The last Season



We were baseball players. Good baseball players. No adults, no coaches, no leagues with uniforms or sissy aluminum bats that made a ‘tink’ sound. We used wood bats that, when you connected, sounded major league. In our grade school, they said we couldn’t play baseball. That we had to play softball with the tinky bats, less we hurt ourselves, get hit by the hardball, break a bat and be impaled by a flying wooden spear of Louisville Slugger.

Adults? What do they know of baseball. Do they know Mickey Mantle’s all time record? His current season record? How ‘bout Roberto Clemente or the pitching greats Koufax and Drysdale? We knew them, could recite their stats better than our times tables. Between all of us, we had almost every baseball card worth having, and every card not worth having. We were baseball players.

We commandeered a vacant lot and over time turned it into a baseball field. While our fathers had to threaten us with death to get us to mow our own yards, we’d borrow the family lawn mowers and cut the weeds in our field regularly. The old rotary mowers were especially good at leveling gopher mounds and anthills. Wheelbarrow loads of dirt were hauled to build a proper pitcher’s mound.

Scrounged chicken wire and poles made the backstop. We dug out sod to make the base paths. The bases themselves were gunnysacks, slightly filled with dirt to give them the proper bulge. We could get almost half a season out of those sacks.

We rarely had enough guys to choose up teams. Instead, we played “work-up”. Three guys at bat and the rest of us taking the field.

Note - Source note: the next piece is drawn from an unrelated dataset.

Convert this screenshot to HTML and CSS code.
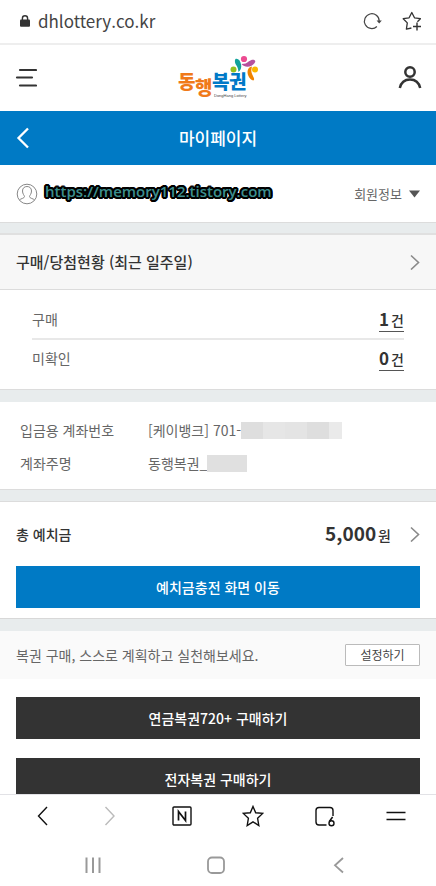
FILE: index.html
```html
<!DOCTYPE html>
<html lang="ko">
<head>
<meta charset="utf-8">
<meta name="viewport" content="width=device-width, initial-scale=1">
<title>마이페이지</title>
<link rel="stylesheet" href="styles.css">
</head>
<body>
<div class="address-bar">
  <svg class="lock" width="10" height="12" viewBox="0 0 10 12" aria-hidden="true"><path d="M2.4 5V3.4a2.6 2.6 0 0 1 5.2 0V5" fill="none" stroke="#333" stroke-width="1.4"/><rect y="4.4" width="10" height="7.4" rx="1" fill="#333"/></svg>
  <span class="address">dhlottery.co.kr</span>
  <button class="icon-button" type="button" aria-label="새로고침"><svg width="20" height="20" viewBox="0 0 20 20"><path d="M14.9 15.5A7.4 7.4 0 1 1 17.2 10.2" fill="none" stroke="#444" stroke-width="1.2"/><path d="M14.6 9.6h5.2l-2.6 2.8z" fill="#444"/></svg></button>
  <button class="icon-button" type="button" aria-label="북마크 추가"><svg width="20" height="20" viewBox="0 0 20 20"><path d="M9.400 17l-5 1.200.9-6.300L1.200 7.700l5.900-.9L9.800 1.500l2.700 5.300 5.900.9-3 3" fill="none" stroke="#333" stroke-width="1.300" stroke-linejoin="round"/><path d="M15 11.500v8M11 15.500h8" stroke="#333" stroke-width="1.400"/></svg></button>
</div>

<header class="site-header">
  <button class="icon-button" type="button" aria-label="메뉴"><svg width="22" height="20" viewBox="0 0 22 20"><path d="M5 2h16M2 9.500h15M5 17.500h16" stroke="#333" stroke-width="2.200" stroke-linecap="round"/></svg></button>
  <a class="logo" href="#" aria-label="동행복권">
    <svg width="80" height="46" viewBox="0 0 80 46">
      <g class="logo-name">
        <text class="logo-orange" x="0" y="34">동</text>
        <text class="logo-orange" x="17" y="40">행</text>
        <text class="logo-blue" x="34" y="34">복</text>
        <text class="logo-blue" x="51" y="34">권</text>
      </g>
      <text class="logo-sub" x="36" y="42">DongHang Lottery</text>
      <g transform="translate(5 0)">
        <circle cx="61" cy="4" r="3.100" fill="#ec4b91"/>
        <circle cx="50.500" cy="14.500" r="3" fill="#95c11f"/>
        <circle cx="72" cy="14.500" r="3" fill="#fbb800"/>
        <path d="M52.400 4c2.500-1 5 1.500 5.700 5.500.6 3-.4 6-2.600 7.500-.4-3-.6-4.500-2-6.500-1.500-1.800-2.200-4.500-1.100-6.500z" fill="#11a29b"/>
        <path d="M58.500 9c3.500 0 5-.5 7.500-2.700 2.300-1.900 5.500-2.100 6.200-.3.400 1.300-1.200 3.400-3.700 4.700-3.500 1.700-7.500 1.300-10-1.700z" fill="#b5519d"/>
        <path d="M69 11.500c-2.800.3-4.500 2.500-4.500 5.500.1 3.600 2.200 7 5 8.300 1.300.6 2-.8 1.400-2.300-1.200-2.800-2.500-4.700-2.600-7.200 0-1.600.5-2.900.7-4.300z" fill="#f08300"/>
      </g>
    </svg>
  </a>
  <button class="icon-button" type="button" aria-label="내 정보"><svg width="24" height="24" viewBox="0 0 24 24"><g fill="none" stroke="#333" stroke-width="2.500"><circle cx="12" cy="6" r="4.700"/><path d="M1.800 22C3 16.500 7 13.400 12 13.400s9 3.100 10.200 8.600"/></g></svg></button>
</header>

<div class="page-title">
  <button class="icon-button" type="button" aria-label="뒤로"><svg width="16" height="22" viewBox="0 0 16 22"><path d="M12 1.500L2.500 11l9.500 9.500" fill="none" stroke="#fff" stroke-width="2.300"/></svg></button>
  <h1>마이페이지</h1>
</div>

<main class="content">
  <section class="member">
    <svg width="22" height="22" viewBox="0 0 22 22" aria-hidden="true"><g fill="none" stroke="#888" stroke-width="1"><circle cx="11" cy="11" r="9.800"/><path d="M3.500 17c1-1.500 5-1.500 5-3.500 0-.8-2-2.500-2-5.500C6.500 5 8.500 3.500 11 3.500S15.500 5 15.500 8c0 3-2 4.700-2 5.500 0 2 4 2 5 3.500"/></g></svg>
    <span class="member-name">https://memory112.tistory.com</span>
    <button class="member-info" type="button">회원정보<svg width="12" height="8" viewBox="0 0 12 8" aria-hidden="true"><path d="M1 .500h11L6.500 7.500z" fill="#555"/></svg></button>
  </section>

  <section class="status">
    <a class="status-head" href="#">
      <h2>구매/당첨현황 (최근 일주일)</h2>
      <svg width="12" height="16" viewBox="0 0 12 16" aria-hidden="true"><path d="M3 1.500L10.500 8.500 3 15.500" fill="none" stroke="#8a8a8a" stroke-width="1.600"/></svg>
    </a>
    <dl class="status-list">
      <div class="status-row"><dt>구매</dt><dd><a href="#">1<small>건</small></a></dd></div>
      <div class="status-row"><dt>미확인</dt><dd><a href="#">0<small>건</small></a></dd></div>
    </dl>
  </section>

  <dl class="account">
    <dt>입금용 계좌번호</dt>
    <dd>[케이뱅크] 701-<span class="mask mask-number"></span></dd>
    <dt>계좌주명</dt>
    <dd>동행복권_<span class="mask mask-owner"></span></dd>
  </dl>

  <section class="deposit">
    <a class="deposit-total" href="#">
      <h2>총 예치금</h2>
      <span class="amount">5,000<small>원</small></span>
      <svg width="12" height="16" viewBox="0 0 12 16" aria-hidden="true"><path d="M3 1.500L10.500 8.500 3 15.500" fill="none" stroke="#8a8a8a" stroke-width="1.600"/></svg>
    </a>
    <button class="action action-blue" type="button">예치금충전 화면 이동</button>
  </section>

  <section class="plan">
    <p>복권 구매, 스스로 계획하고 실천해보세요.</p>
    <button class="plan-button" type="button">설정하기</button>
  </section>

  <section class="purchase">
    <button class="action action-dark" type="button">연금복권720+ 구매하기</button>
    <button class="action action-dark" type="button">전자복권 구매하기</button>
  </section>
</main>

<nav class="browser-nav" aria-label="브라우저">
  <button class="icon-button" type="button" aria-label="이전"><svg width="22" height="22" viewBox="0 0 22 22"><path d="M19 2l-8.500 9 8.500 9" fill="none" stroke="#111" stroke-width="1.400"/></svg></button>
  <button class="icon-button" type="button" aria-label="다음"><svg width="22" height="22" viewBox="0 0 22 22"><path d="M6.500 2L15 11l-8.500 9" fill="none" stroke="#bbb" stroke-width="1.400"/></svg></button>
  <button class="icon-button" type="button" aria-label="홈"><svg width="22" height="22" viewBox="0 0 22 22"><rect x="2" y="2" width="18" height="18" rx="1" fill="none" stroke="#111" stroke-width="1.400"/><path d="M7.500 15.500v-9l7 9v-9" fill="none" stroke="#111" stroke-width="1.700"/></svg></button>
  <button class="icon-button" type="button" aria-label="북마크"><svg width="22" height="22" viewBox="0 0 22 22"><path d="M11 1.500l2.700 6.300 7 .6-5.100 4.900 1.200 7.200L11 16.800l-5.800 3.700 1.200-7.200L1.300 8.400l7-.6z" fill="none" stroke="#111" stroke-width="1.400"/></svg></button>
  <button class="icon-button" type="button" aria-label="탭 6개"><svg width="22" height="22" viewBox="0 0 22 22"><path d="M12.500 20H5a3 3 0 0 1-3-3V5.500a3 3 0 0 1 3-3h11a3 3 0 0 1 3 3V11" fill="none" stroke="#111" stroke-width="1.400"/><path d="M18.600 12l-3.300 4.500" fill="none" stroke="#111" stroke-width="1.500"/><circle cx="17.500" cy="18.200" r="2.500" fill="none" stroke="#111" stroke-width="1.400"/></svg></button>
  <button class="icon-button" type="button" aria-label="더보기"><svg width="22" height="22" viewBox="0 0 22 22"><path d="M1.500 7.500h19M1.500 14.500h19" stroke="#111" stroke-width="1.400"/></svg></button>
</nav>

<nav class="system-nav" aria-label="시스템">
  <button class="icon-button" type="button" aria-label="최근 앱"><svg width="20" height="20" viewBox="0 0 20 20"><path d="M3.500 2.500v15.500M10 2.500v15.500M16.500 2.500v15.500" stroke="#999" stroke-width="2"/></svg></button>
  <button class="icon-button" type="button" aria-label="홈 화면"><svg width="20" height="20" viewBox="0 0 20 20"><rect x="2" y="2.500" width="16" height="15.500" rx="4" fill="none" stroke="#999" stroke-width="1.800"/></svg></button>
  <button class="icon-button" type="button" aria-label="돌아가기"><svg width="20" height="20" viewBox="0 0 20 20"><path d="M14 3l-8 7.300 8 7.200" fill="none" stroke="#999" stroke-width="1.800"/></svg></button>
</nav>
</body>
</html>
```
FILE: styles.css
```css
* {
  box-sizing: border-box;
}

body {
  display: flex;
  flex-direction: column;
  height: 100vh;
  margin: 0;
  overflow: hidden;
  background: #fff;
  color: #333;
  font: 14px/20px "Noto Sans CJK KR", sans-serif;
}

h1, h2, p, dl, dd {
  margin: 0;
}

a {
  color: inherit;
  text-decoration: none;
}

button {
  padding: 0;
  border: 0;
  background: none;
  color: inherit;
  font: inherit;
}

svg {
  display: block;
  flex: none;
}

.icon-button {
  display: flex;
}

.address-bar {
  display: flex;
  flex: none;
  align-items: center;
  gap: 20px;
  height: 45px;
  padding: 0 14px 2px 20px;
  border-bottom: 2px solid #eee;
}

.address {
  flex: 1;
  margin-left: -12px;
  color: #444;
  font-size: 17px;
}

.site-header {
  display: flex;
  flex: none;
  align-items: center;
  justify-content: space-between;
  height: 66px;
  padding: 0 14px 0 15px;
}

.logo-name {
  font-size: 19px;
  font-weight: 900;
}

.logo-orange {
  fill: #f07a1a;
}

.logo-blue {
  fill: #0079c7;
}

.logo-sub {
  fill: #444;
  font: 4px "Liberation Sans", sans-serif;
}

.page-title {
  display: grid;
  flex: none;
  grid-template-columns: 16px 1fr 16px;
  align-items: center;
  height: 54px;
  padding: 0 16px;
  background: #007ac5;
  color: #fff;
}

.page-title h1 {
  font-size: 17px;
  font-weight: 500;
  text-align: center;
}

.content {
  display: flex;
  flex: 1;
  flex-direction: column;
  min-height: 0;
  overflow: hidden;
  background: #e8eced;
}

.content > * {
  flex: none;
}

.member {
  display: flex;
  align-items: center;
  gap: 7px;
  height: 58px;
  padding: 0 16px;
  border-bottom: 1px solid #dcdcdc;
  background: #fff;
}

.member-name {
  flex: 1;
  padding-bottom: 6px;
  color: #3c8f8f;
  font: 600 15px/20px "Open Sans", sans-serif;
  text-shadow: 2px 0 #000, -2px 0 #000, 0 2px #000, 0 -2px #000, 1px 1px #000, -1px 1px #000, 1px -1px #000, -1px -1px #000, 2px 1px #000, -2px 1px #000, 2px -1px #000, -2px -1px #000, 1px 2px #000, -1px 2px #000, 1px -2px #000, -1px -2px #000;
}

.member-info {
  display: flex;
  align-items: center;
  gap: 6px;
  color: #666;
  font-size: 13px;
}

.status {
  margin-top: 10px;
  border-top: 2px solid #e0e0e0;
  border-bottom: 1px solid #dcdcdc;
  background: #fff;
}

.status-head {
  display: flex;
  align-items: center;
  justify-content: space-between;
  height: 55px;
  padding: 0 16px;
  border-bottom: 1px solid #dcdcdc;
  background: #f7f7f7;
}

.status-head h2 {
  font-size: 15px;
  font-weight: 500;
}

.status-list {
  padding: 10px 32px 13px;
  color: #666;
}

.status-row {
  display: flex;
  align-items: center;
  justify-content: space-between;
  height: 38px;
}

.status-row + .status-row {
  border-top: 2px solid #e8e8e8;
}

.status-row a {
  border-bottom: 1px solid #555;
  color: #333;
  font-size: 17px;
  font-weight: 700;
}

.status-row small,
.amount small {
  margin-left: 2px;
  font-size: 14px;
  font-weight: 500;
}

.account {
  display: grid;
  grid-template-columns: 128px 1fr;
  row-gap: 13px;
  margin-top: 12px;
  padding: 18px 20px 16px;
  border-bottom: 1px solid #dcdcdc;
  background: #fff;
  color: #666;
}

.account dd {
  display: flex;
  align-items: center;
}

.mask {
  height: 17px;
  background: #e0e0e0;
}

.mask-number {
  width: 101px;
  background: linear-gradient(90deg, #dedede 22px, #e6e6e6 22px 44px, #e4e4e4 44px 66px, #dedede 66px 88px, #eaeaea 88px);
}

.mask-owner {
  width: 40px;
}

.deposit {
  margin-top: 11px;
  padding: 0 16px 10px;
  border-top: 1px solid #dcdcdc;
  border-bottom: 1px solid #d8d8d8;
  background: #fff;
}

.deposit-total {
  display: flex;
  align-items: center;
  height: 64px;
}

.deposit-total h2 {
  flex: 1;
  font-size: 14px;
  font-weight: 500;
}

.amount {
  margin-right: 17px;
  font-size: 19px;
  font-weight: 700;
}

.action {
  display: block;
  width: 100%;
  height: 42px;
  color: #fff;
  font-weight: 500;
}

.action-blue {
  background: #007ac5;
}

.action-dark {
  background: #333;
}

.plan {
  display: flex;
  align-items: center;
  justify-content: space-between;
  height: 48px;
  margin-top: 12px;
  padding: 0 16px;
  background: #fafafa;
  color: #666;
}

.plan-button {
  width: 75px;
  height: 22px;
  border: 1px solid #bbb;
  border-radius: 1px;
  background: #fff;
  color: #444;
  font-size: 12px;
  line-height: 18px;
}

.purchase {
  display: grid;
  gap: 19px;
  padding: 18px 16px;
  background: #fff;
}

.browser-nav {
  display: flex;
  flex: none;
  justify-content: space-between;
  padding: 10px 29px 10px 28px;
  border-top: 1px solid #e2e2e6;
}

.system-nav {
  display: flex;
  flex: none;
  justify-content: space-between;
  padding: 18px 87px 11px 83px;
}
```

The batters hit in rotation. When one was put out, everyone moved up one position, catcher to hitter, pitcher to catcher, an outfielder to third base, and so on. The outted batter took the bottom spot in the outfield. Sometimes just a handful of players showed up. Other times the outfield would be swamped with players. No one sat out. Even with a game in progress, you could take the field. No balls or strikes were called, no score kept, and any fool knew what a foul ball was.

We played on our vacant lot field for years. Just a bunch of kids playing THE GAME. Our season corresponded with the pros. We played until the final game of the World Series. It was during the off-season that the city, probably noticing the fun we kids were having, took over our field. They brought in a road grader and graded. They planted grass, installed carefully measured base paths and pitching mound. They tore down our chicken wire backstop and replaced it with a chain link monster. They fenced in the entire field and padlocked a gate. Without adult supervision and tinky bats, baseball was played there no more.